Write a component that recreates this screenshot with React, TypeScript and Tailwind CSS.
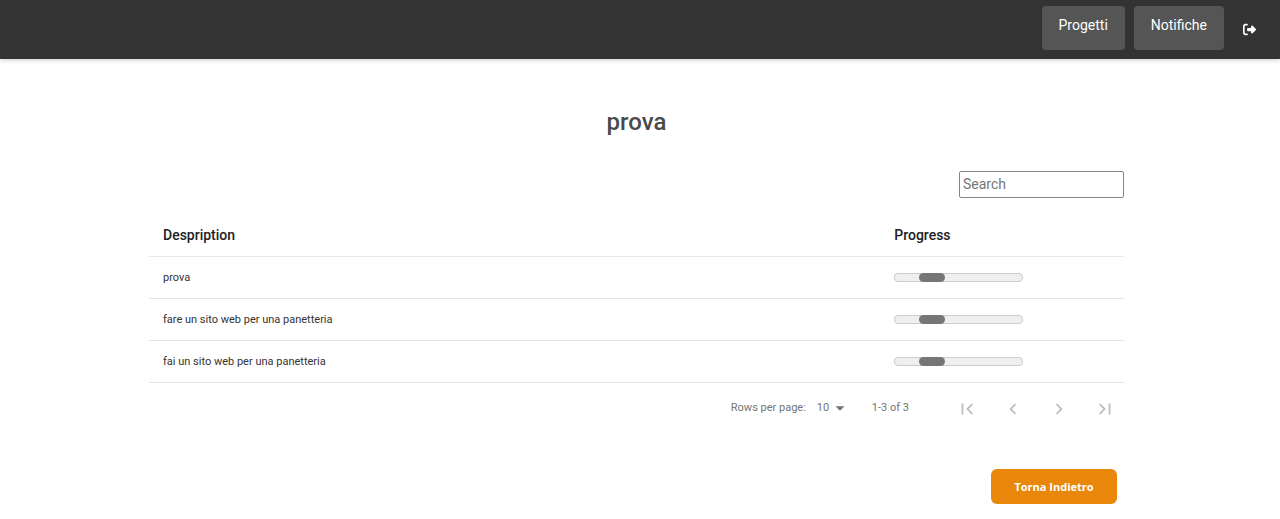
import { useState } from "react";
import { FaRightFromBracket } from "react-icons/fa6";
import {
  MdArrowDropDown,
  MdChevronLeft,
  MdChevronRight,
  MdFirstPage,
  MdLastPage,
} from "react-icons/md";

const tasks = [
  "prova",
  "fare un sito web per una panetteria",
  "fai un sito web per una panetteria",
];

const pagerButtons = [
  { label: "First Page", Icon: MdFirstPage },
  { label: "Previous Page", Icon: MdChevronLeft },
  { label: "Next Page", Icon: MdChevronRight },
  { label: "Last Page", Icon: MdLastPage },
];

function NavBar() {
  return (
    <header className="flex h-[59px] items-start justify-end bg-[#333333] pt-[6px] pr-6 shadow-[0_1px_5px_rgba(0,0,0,0.2)]">
      <nav className="flex gap-[9px] text-sm text-white">
        <a href="#progetti" className="h-11 rounded-[4px] bg-[#555555] px-[17px] pt-[9px] leading-5">
          Progetti
        </a>
        <a href="#notifiche" className="h-11 rounded-[4px] bg-[#555555] px-[17px] pt-[9px] leading-5">
          Notifiche
        </a>
      </nav>
      <button type="button" aria-label="Logout" className="ml-[19px] mt-[17px] text-white">
        <FaRightFromBracket size={13} />
      </button>
    </header>
  );
}

function IndeterminateBar() {
  return (
    <div
      role="progressbar"
      aria-label="Progress"
      className="h-[9px] w-[129px] rounded-full bg-[#efefef] pl-[25px] ring-1 ring-inset ring-[#cccccc]"
    >
      <div className="h-full w-[26px] rounded-full bg-[#767676]" />
    </div>
  );
}

function Pagination() {
  const [rows, setRows] = useState("10");
  return (
    <div className="flex h-[50px] items-center justify-end pr-2 text-[11px] text-[#757575]">
      <label htmlFor="rows" className="pt-[2px]">Rows per page:</label>
      <div className="relative ml-[11px]">
        <select
          id="rows"
          value={rows}
          onChange={(e) => setRows(e.target.value)}
          className="w-[33px] appearance-none bg-transparent leading-6"
        >
          <option>10</option>
          <option>15</option>
          <option>20</option>
        </select>
        <MdArrowDropDown size={22} className="pointer-events-none absolute top-px -right-px" />
      </div>
      <span className="ml-[22px] pt-[2px]">1-3 of 3</span>
      <div className="ml-[47px] flex gap-6 pt-[3px] text-[#bdbdbd]">
        {pagerButtons.map(({ label, Icon }) => (
          <button key={label} type="button" aria-label={label} disabled>
            <Icon size={22} />
          </button>
        ))}
      </div>
    </div>
  );
}

export default function App() {
  return (
    <div className="bg-white font-[Roboto,sans-serif]">
      <NavBar />
      <main className="pt-[47px] pr-[156px] pb-[15px] pl-[149px]">
        <h1 className="text-center text-2xl leading-8 font-medium text-[#4a4a4a]">prova</h1>
        <div className="mt-[33px] flex justify-end">
          <input
            type="text"
            placeholder="Search"
            aria-label="Search"
            className="h-[27px] w-[165px] rounded-[2px] border border-[#858585] px-[3px] pb-px text-sm placeholder:text-[#757575]"
          />
        </div>
        <table className="mt-[15px] w-full table-fixed border-collapse text-left">
          <thead>
            <tr className="h-[43px] border-b border-[#e8e8e8] text-sm text-[#212121]">
              <th className="w-3/4 px-[14px] pt-[2px] font-medium">Despription</th>
              <th className="w-1/4 px-[14px] pt-[2px] font-medium">Progress</th>
            </tr>
          </thead>
          <tbody>
            {tasks.map((task) => (
              <tr key={task} className="h-[42px] border-b border-[#e5e5e5] text-[11px] text-[#333333]">
                <td className="px-[14px] pt-[2px]">{task}</td>
                <td className="px-[14px]">
                  <IndeterminateBar />
                </td>
              </tr>
            ))}
          </tbody>
        </table>
        <Pagination />
        <div className="mt-9 flex justify-end pr-[7px]">
          <button
            type="button"
            className="h-[35px] w-[126px] rounded-[6px] bg-[#e8870a] pt-[2px] font-['Open_Sans',sans-serif] text-[11px] font-bold text-white"
          >
            Torna Indietro
          </button>
        </div>
      </main>
    </div>
  );
}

+++

> **The request**: Omit the pictures, then quote the rest of the material above exactly.

> **Answer to this task**:
Write a component that recreates this screenshot with React, TypeScript and Tailwind CSS.
import { useState } from "react";
import { FaRightFromBracket } from "react-icons/fa6";
import {
  MdArrowDropDown,
  MdChevronLeft,
  MdChevronRight,
  MdFirstPage,
  MdLastPage,
} from "react-icons/md";

const tasks = [
  "prova",
  "fare un sito web per una panetteria",
  "fai un sito web per una panetteria",
];

const pagerButtons = [
  { label: "First Page", Icon: MdFirstPage },
  { label: "Previous Page", Icon: MdChevronLeft },
  { label: "Next Page", Icon: MdChevronRight },
  { label: "Last Page", Icon: MdLastPage },
];

function NavBar() {
  return (
    <header className="flex h-[59px] items-start justify-end bg-[#333333] pt-[6px] pr-6 shadow-[0_1px_5px_rgba(0,0,0,0.2)]">
      <nav className="flex gap-[9px] text-sm text-white">
        <a href="#progetti" className="h-11 rounded-[4px] bg-[#555555] px-[17px] pt-[9px] leading-5">
          Progetti
        </a>
        <a href="#notifiche" className="h-11 rounded-[4px] bg-[#555555] px-[17px] pt-[9px] leading-5">
          Notifiche
        </a>
      </nav>
      <button type="button" aria-label="Logout" className="ml-[19px] mt-[17px] text-white">
        <FaRightFromBracket size={13} />
      </button>
    </header>
  );
}

function IndeterminateBar() {
  return (
    <div
      role="progressbar"
      aria-label="Progress"
      className="h-[9px] w-[129px] rounded-full bg-[#efefef] pl-[25px] ring-1 ring-inset ring-[#cccccc]"
    >
      <div className="h-full w-[26px] rounded-full bg-[#767676]" />
    </div>
  );
}

function Pagination() {
  const [rows, setRows] = useState("10");
  return (
    <div className="flex h-[50px] items-center justify-end pr-2 text-[11px] text-[#757575]">
      <label htmlFor="rows" className="pt-[2px]">Rows per page:</label>
      <div className="relative ml-[11px]">
        <select
          id="rows"
          value={rows}
          onChange={(e) => setRows(e.target.value)}
          className="w-[33px] appearance-none bg-transparent leading-6"
        >
          <option>10</option>
          <option>15</option>
          <option>20</option>
        </select>
        <MdArrowDropDown size={22} className="pointer-events-none absolute top-px -right-px" />
      </div>
      <span className="ml-[22px] pt-[2px]">1-3 of 3</span>
      <div className="ml-[47px] flex gap-6 pt-[3px] text-[#bdbdbd]">
        {pagerButtons.map(({ label, Icon }) => (
          <button key={label} type="button" aria-label={label} disabled>
            <Icon size={22} />
          </button>
        ))}
      </div>
    </div>
  );
}

export default function App() {
  return (
    <div className="bg-white font-[Roboto,sans-serif]">
      <NavBar />
      <main className="pt-[47px] pr-[156px] pb-[15px] pl-[149px]">
        <h1 className="text-center text-2xl leading-8 font-medium text-[#4a4a4a]">prova</h1>
        <div className="mt-[33px] flex justify-end">
          <input
            type="text"
            placeholder="Search"
            aria-label="Search"
            className="h-[27px] w-[165px] rounded-[2px] border border-[#858585] px-[3px] pb-px text-sm placeholder:text-[#757575]"
          />
        </div>
        <table className="mt-[15px] w-full table-fixed border-collapse text-left">
          <thead>
            <tr className="h-[43px] border-b border-[#e8e8e8] text-sm text-[#212121]">
              <th className="w-3/4 px-[14px] pt-[2px] font-medium">Despription</th>
              <th className="w-1/4 px-[14px] pt-[2px] font-medium">Progress</th>
            </tr>
          </thead>
          <tbody>
            {tasks.map((task) => (
              <tr key={task} className="h-[42px] border-b border-[#e5e5e5] text-[11px] text-[#333333]">
                <td className="px-[14px] pt-[2px]">{task}</td>
                <td className="px-[14px]">
                  <IndeterminateBar />
                </td>
              </tr>
            ))}
          </tbody>
        </table>
        <Pagination />
        <div className="mt-9 flex justify-end pr-[7px]">
          <button
            type="button"
            className="h-[35px] w-[126px] rounded-[6px] bg-[#e8870a] pt-[2px] font-['Open_Sans',sans-serif] text-[11px] font-bold text-white"
          >
            Torna Indietro
          </button>
        </div>
      </main>
    </div>
  );
}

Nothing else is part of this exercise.